● Goal:
Skip any picture you find and retype all the remaining lines exactly.

● Available data:
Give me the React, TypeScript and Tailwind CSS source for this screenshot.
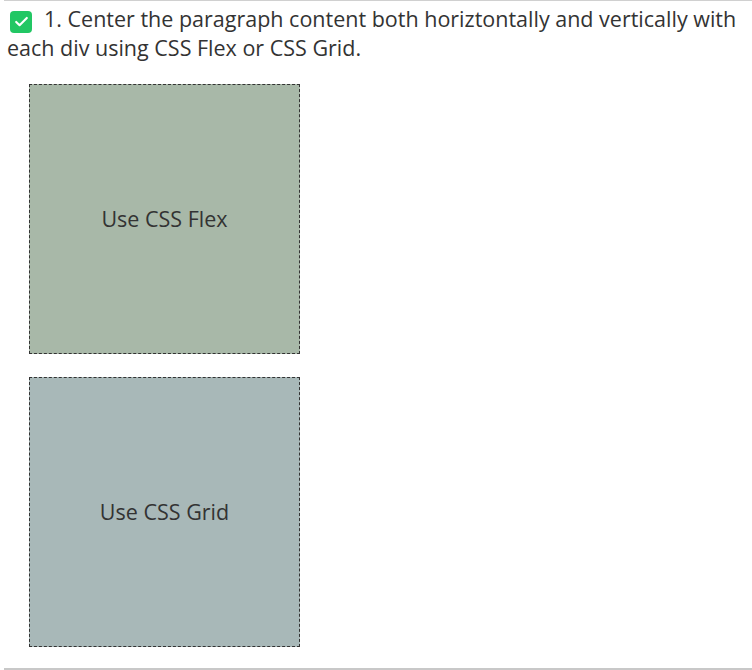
export default function App() {
  return (
    <main className="min-h-[670px] w-[752px] bg-white font-['Open_Sans',sans-serif] text-[#333]">
      <div className="ml-1 border-t border-[#d0d0d0]">
        <p className="px-[3px] pt-[3px] text-[21.5px] leading-[29px]">
          <span className="ml-[3px] mr-[12px] inline-flex h-[22px] w-[22px] translate-y-[3px] items-center justify-center rounded-[4px] bg-[#22c764] align-baseline">
            <svg viewBox="0 0 16 16" className="h-[17px] w-[17px]" fill="none" stroke="white" strokeWidth="2" strokeLinecap="round" strokeLinejoin="round">
              <path d="M3 8.4l3.2 3.1 6.8-6.8" />
            </svg>
          </span>
          1. Center the paragraph content both horiztontally and vertically with each div using CSS Flex or CSS Grid.
        </p>
        <div className="flex flex-col gap-[23px] pl-[25px] pt-[22px]">
          <div className="flex h-[270px] w-[271px] items-center justify-center border border-dashed border-[#333] bg-[#a8b8a8]">
            <p className="text-[21.5px]">Use CSS Flex</p>
          </div>
          <div className="grid h-[270px] w-[271px] place-items-center border border-dashed border-[#333] bg-[#a8b8b8]">
            <p className="text-[21.5px]">Use CSS Grid</p>
          </div>
        </div>
        <div className="mt-[21px] border-t-2 border-[#c8c8c8]" />
      </div>
    </main>
  );
}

● Solution for this problem:
Give me the React, TypeScript and Tailwind CSS source for this screenshot.
export default function App() {
  return (
    <main className="min-h-[670px] w-[752px] bg-white font-['Open_Sans',sans-serif] text-[#333]">
      <div className="ml-1 border-t border-[#d0d0d0]">
        <p className="px-[3px] pt-[3px] text-[21.5px] leading-[29px]">
          <span className="ml-[3px] mr-[12px] inline-flex h-[22px] w-[22px] translate-y-[3px] items-center justify-center rounded-[4px] bg-[#22c764] align-baseline">
            <svg viewBox="0 0 16 16" className="h-[17px] w-[17px]" fill="none" stroke="white" strokeWidth="2" strokeLinecap="round" strokeLinejoin="round">
              <path d="M3 8.4l3.2 3.1 6.8-6.8" />
            </svg>
          </span>
          1. Center the paragraph content both horiztontally and vertically with each div using CSS Flex or CSS Grid.
        </p>
        <div className="flex flex-col gap-[23px] pl-[25px] pt-[22px]">
          <div className="flex h-[270px] w-[271px] items-center justify-center border border-dashed border-[#333] bg-[#a8b8a8]">
            <p className="text-[21.5px]">Use CSS Flex</p>
          </div>
          <div className="grid h-[270px] w-[271px] place-items-center border border-dashed border-[#333] bg-[#a8b8b8]">
            <p className="text-[21.5px]">Use CSS Grid</p>
          </div>
        </div>
        <div className="mt-[21px] border-t-2 border-[#c8c8c8]" />
      </div>
    </main>
  );
}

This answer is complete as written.